Llamas in the Cornfield: Prehispanic Agro‐Pastoral System in the Southern Andes
International Journal of Osteoarchaeology
Published online on November 04, 2013
Abstract
We report a study of the organisation of camelid production at the Ambato Valley, northern Argentine Andes, between the 6th and 11th centuries ad. We aim to contribute to the understanding of the different modes of economic production adopted in the past within non‐egalitarian social contexts.
In view of this, information collected from previous studies is analysed from multiple perspectives, centering on the application of different analytical techniques to the assemblage of camelid bones (anatomical and taxonomical identification, osteometry and stable isotopes), to their diverse archaeological contexts and architectural and agricultural units, together with the implementation of frames of reference and ethnoarchaeological models. The results support the presence of an organisational mode for the production of plants and animals on the basis of a combination of different agrarian and livestock productive strategies under a unique new integrated agro‐pastoral practice, differing from both previous ones. This new practice combined, in the very same land, the use of pens and agriculture terraces in an annual productive cycle adjusted to the seasonal calendar, where maize production was used as stubble for llamas during the dry season, at the same time those fertilised corn fields during fallow.

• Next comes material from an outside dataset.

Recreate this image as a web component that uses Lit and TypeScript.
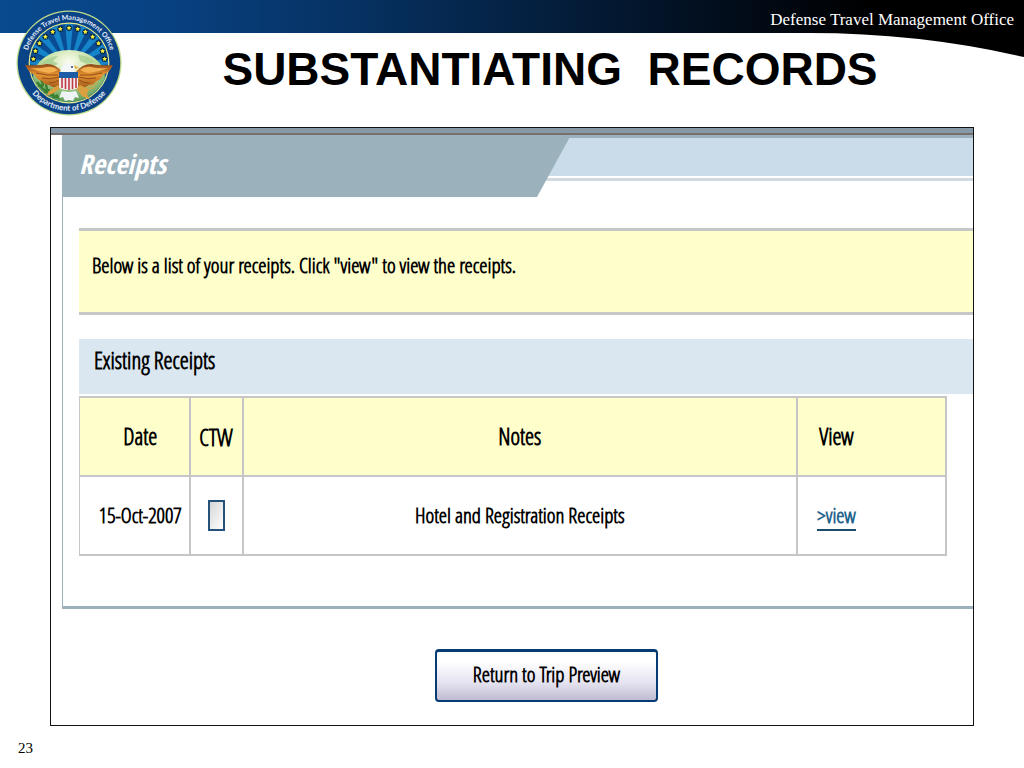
import { LitElement, html, svg, css } from "lit";
import { customElement, property } from "lit/decorators.js";

interface Receipt {
  date: string;
  ctw: boolean;
  notes: string;
}

@customElement("agency-seal")
class AgencySeal extends LitElement {
  static styles = css`
    :host { display: block; }
    svg { display: block; width: 100%; height: auto; }
    .rim-upper, .rim-lower { font-family: Lato, sans-serif; font-weight: 700; fill: #e6eef8; }
    .rim-upper { font-size: 7px; }
    .rim-lower { font-size: 8px; }
  `;

  private star(angle: number) {
    const a = (angle * Math.PI) / 180;
    const cx = 53 + 36 * Math.sin(a);
    const cy = 54 - 36 * Math.cos(a);
    const pts = Array.from({ length: 10 }, (_, i) => {
      const r = i % 2 ? 1.3 : 2.5;
      const t = (i * Math.PI) / 5;
      return `${(cx + r * Math.sin(t)).toFixed(2)},${(cy - r * Math.cos(t)).toFixed(2)}`;
    }).join(" ");
    return svg`<circle cx=${cx} cy=${cy} r="3" fill="#08294d"/><polygon points=${pts} fill="#f4ee3c"/>`;
  }

  private ray(angle: number) {
    const p = (d: number) => {
      const a = ((angle + d) * Math.PI) / 180;
      return `${(53 + 60 * Math.sin(a)).toFixed(2)},${(58 - 60 * Math.cos(a)).toFixed(2)}`;
    };
    return svg`<polygon points=${`53,58 ${p(-5)} ${p(5)}`} fill="#1584c9"/>`;
  }

  render() {
    return html`<svg viewBox="0 0 106 106" role="img" aria-label="Defense Travel Management Office seal">
      <defs>
        <clipPath id="disc"><circle cx="53" cy="53" r="39"/></clipPath>
        <radialGradient id="globe" cx="50%" cy="22%" r="75%">
          <stop offset="0" stop-color="#fbfdf0"/><stop offset=".45" stop-color="#c4dfa0"/><stop offset="1" stop-color="#5b9b54"/>
        </radialGradient>
        <linearGradient id="wing" x1="0" y1="0" x2="0" y2="1">
          <stop offset="0" stop-color="#8c4718"/><stop offset=".45" stop-color="#e79431"/><stop offset="1" stop-color="#a35a1b"/>
        </linearGradient>
        <path id="upper" d="M11.200 63 A43 43 0 1 1 94.800 63"/>
        <path id="lower" d="M5.700 61 A48 48 0 0 0 100.300 61"/>
      </defs>
      <circle cx="53" cy="53" r="52.5" fill="#bcd98a"/>
      <circle cx="53" cy="53" r="51.2" fill="#0b4387"/>
      <circle cx="53" cy="53" r="40.4" fill="#e3eb8c"/>
      <circle cx="53" cy="53" r="39.2" fill="#0a4c93"/>
      <g clip-path="url(#disc)">
        ${[-80, -60, -40, -20, 0, 20, 40, 60, 80].map((a) => this.ray(a))}
        <ellipse cx="53" cy="67" rx="36" ry="27" fill="url(#globe)"/>
        <path d="M26 53q8-7 16-7l-5 5 5 3-9 4zM62 45q10 0 17 7l-8 2-7-3z" fill="#9fca8c" opacity=".7"/>
        <path d="M21 72q10 14 23 16M25 69l2 5M22 76l6-1M30 74l1 6M28 82l6-2M36 79l1 6M37 88l5-3" stroke="#397f32" stroke-width="2.4" fill="none"/>
        <path d="M64 77q12-2 19-8M66 80l16-7M65 83l14-6" stroke="#d9a544" stroke-width="1.3" fill="none"/>
      </g>
      ${[-82, -69, -55, -41, -27, -14, 0, 14, 27, 41, 55, 69, 82].map((a) => this.star(a))}
      <path d="M9 55q14 1 22-1 9 0 15 8l1 14q-8 4-14-1-5 0-7-4-5-1-7-6-6-2-10-10z" fill="url(#wing)"/>
      <path d="M97 55q-14 1-22-1-9 0-15 8l-1 14q8 4 14-1 5 0 7-4 5-1 7-6 6-2 10-10z" fill="url(#wing)"/>
      <path d="M14 58q9 1 17-1 6-1 11 3-5 3-9 3-10-1-19-5zM92 58q-9 1-17-1-6-1-11 3 5 3 9 3 10-1 19-5z" fill="#f3b050"/>
      <path d="M20 63q11 3 22 2M26 68q8 2 17-1M33 73q6 0 10-3M86 63q-11 3-22 2M80 68q-8 2-17-1M73 73q-6 0-10-3" stroke="#8f4b19" stroke-width="1" fill="none"/>
      <path d="M42 75l-9 6-3 5 6-2 8-5zM64 75l9 4-2 5 3 6-8-4-6-8z" fill="#d9a040"/>
      <path d="M44 65q0-8 5-11 4-2 9 1l5 4-5 1 3 6z" fill="#f3f6f6"/>
      <path d="M58 55l5 3-4 1z" fill="#e8b13a"/><circle cx="56" cy="57" r="1" fill="#274766"/>
      <path d="M43 63h19v14q-1 3-9.500 3-8.500 0-9.500-3z" fill="#f5eeee"/>
      <path d="M46 67v11M49.500 67v12M53 67v13M56.500 67v12M60 67v11" stroke="#bd3a46" stroke-width="1.6"/>
      <path d="M43 62h19v6H43z" fill="#1b5ca4"/>
      <path d="M46 81l7 1 7-1 3 7-4-1-2 4-4-1-4 1-2-4-4 1z" fill="#eef4f5"/>
      <text class="rim-upper"><textPath href="#upper" startOffset="50%" text-anchor="middle">Defense Travel Management Office</textPath></text>
      <text class="rim-lower"><textPath href="#lower" startOffset="50%" text-anchor="middle">Department of Defense</textPath></text>
    </svg>`;
  }
}

@customElement("receipts-panel")
class ReceiptsPanel extends LitElement {
  @property({ attribute: false }) receipts: Receipt[] = [];

  static styles = css`
    :host {
      display: block;
      border: 1px solid #111;
      padding-bottom: 23px;
      background: #fff;
      color: #000;
      font: bold 21px/28px "Open Sans Condensed Light", "Roboto Condensed", Roboto, sans-serif;
    }
    .strip { height: 5px; background: #8799a8; border-bottom: 2px solid #776f6c; }
    .panel { margin-left: 11px; border-left: 1px solid #9bb1bb; border-bottom: 3px solid #9bb1bb; padding-bottom: 50px; }
    .tabs {
      height: 62px;
      background: linear-gradient(#9bb1bb 3px, #cadbe9 3px 41px, #fff 41px 43px, #d2dae1 43px 46px, #fff 46px);
    }
    .tab {
      box-sizing: border-box;
      width: 508px;
      max-width: 80%;
      height: 62px;
      margin: 0;
      padding: 11px 16px;
      background: #9bb1bb;
      clip-path: polygon(0 0, 100% 0, calc(100% - 34px) 100%, 0 100%);
      color: #fff;
      font: italic bold 27px/36px "Open Sans Condensed", Roboto, sans-serif;
    }
    .content { padding: 31px 0 0 16px; }
    .note {
      margin: 0 0 24px;
      padding: 20px 13px 33px;
      border: solid #c6c8c6;
      border-width: 3px 0;
      background: #ffffcc;
    }
    .section { margin: 0 0 2px; padding: 7px 15px 20px; background: #dae7f0; font: inherit; font-size: 23px; }
    .table-area { padding-right: 26px; }
    table { width: 100%; table-layout: fixed; border-collapse: collapse; }
    th, td { box-sizing: border-box; height: 79px; padding: 0 0 2px; border: 2px solid #c6c6c8; text-align: center; }
    th { background: #ffffcc; font-size: 23px; }
    .date { width: 110px; padding-left: 12px; border-left-width: 1px; white-space: nowrap; }
    .ctw { width: 53px; padding-bottom: 0; }
    .view { width: 149px; padding-right: 70px; }
    input {
      appearance: none;
      display: block;
      width: 17px;
      height: 31px;
      margin: 0 auto;
      border: 2px solid #24527c;
      background: linear-gradient(120deg, #d6d6d6, #fff);
    }
    a { color: #24638c; text-decoration: none; border-bottom: 2px solid #1c4c6c; }
    .actions { display: flex; justify-content: center; padding: 40px 0 0 69px; }
    button {
      box-sizing: border-box;
      min-width: 223px;
      height: 53px;
      padding: 0 32px 4px;
      border: 2px solid #073b73;
      border-top-width: 3px;
      border-radius: 4px;
      background: linear-gradient(#fff 20%, #e4e2ef 65%, #c0bcd2);
      color: #000;
      font: inherit;
    }
  `;

  render() {
    return html`
      <div class="strip"></div>
      <section class="panel">
        <div class="tabs"><h2 class="tab">Receipts</h2></div>
        <div class="content">
          <p class="note">Below is a list of your receipts. Click "view" to view the receipts.</p>
          <h3 class="section">Existing Receipts</h3>
          <div class="table-area">
            <table>
              <thead>
                <tr><th class="date">Date</th><th class="ctw">CTW</th><th>Notes</th><th class="view">View</th></tr>
              </thead>
              <tbody>
                ${this.receipts.map((r) => html`<tr>
                  <td class="date">${r.date}</td>
                  <td class="ctw"><input type="checkbox" aria-label="CTW" .checked=${r.ctw}></td>
                  <td>${r.notes}</td>
                  <td class="view"><a href="#view">&gt;view</a></td>
                </tr>`)}
              </tbody>
            </table>
          </div>
        </div>
      </section>
      <div class="actions"><button type="button">Return to Trip Preview</button></div>
    `;
  }
}

@customElement("app-root")
class AppRoot extends LitElement {
  static styles = css`
    :host { display: flex; flex-direction: column; min-height: 100vh; background: #fff; font-family: "Liberation Serif", serif; color: #000; }
    header { position: relative; padding: 10px 10px 0 16px; display: grid; grid-template-columns: 106px 1fr; grid-template-rows: auto 1fr; }
    .band { position: absolute; top: 0; left: 0; width: 100%; height: 58px; }
    agency-seal { position: relative; grid-row: 1 / 3; width: 106px; height: 106px; }
    .office { position: relative; margin: 0; text-align: right; font-size: 17px; line-height: 20px; color: #fff; }
    h1 { position: relative; margin: 11px 0 0; padding-right: 36px; text-align: center; white-space: pre; font: bold 46px/56px "Liberation Sans", sans-serif; }
    main { margin: 11px 50px 0; }
    footer { padding: 12px 18px 10px; font-size: 15px; line-height: 20px; }
  `;

  private receipts: Receipt[] = [{ date: "15-Oct-2007", ctw: false, notes: "Hotel and Registration Receipts" }];

  render() {
    return html`
      <header>
        <svg class="band" viewBox="0 0 1024 58" preserveAspectRatio="none" aria-hidden="true">
          <defs><linearGradient id="fade">
            <stop offset="0" stop-color="#084a8e"/><stop offset=".15" stop-color="#084283"/><stop offset=".35" stop-color="#063161"/>
            <stop offset=".53" stop-color="#041f3e"/><stop offset=".7" stop-color="#020e1d"/><stop offset=".85" stop-color="#000"/>
          </linearGradient></defs>
          <path d="M0 0H1024V57Q920 33 810 33H0z" fill="url(#fade)"/>
        </svg>
        <agency-seal></agency-seal>
        <p class="office">Defense Travel Management Office</p>
        <h1>SUBSTANTIATING  RECORDS</h1>
      </header>
      <main><receipts-panel .receipts=${this.receipts}></receipts-panel></main>
      <footer>23</footer>
    `;
  }
}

Although this new practice suggests an intensification in production, the bond and synergy of animal and plant productive strategies in a single practice could be considered risky because it decreases the range of possible responses to external fluctuation, to the extent that these could have influenced simultaneously or indirectly on both resources. This might have implied an extra factor contributing to the destructuration of the Ambato societies around 1000 ad. Copyright © 2013 John Wiley & Sons, Ltd.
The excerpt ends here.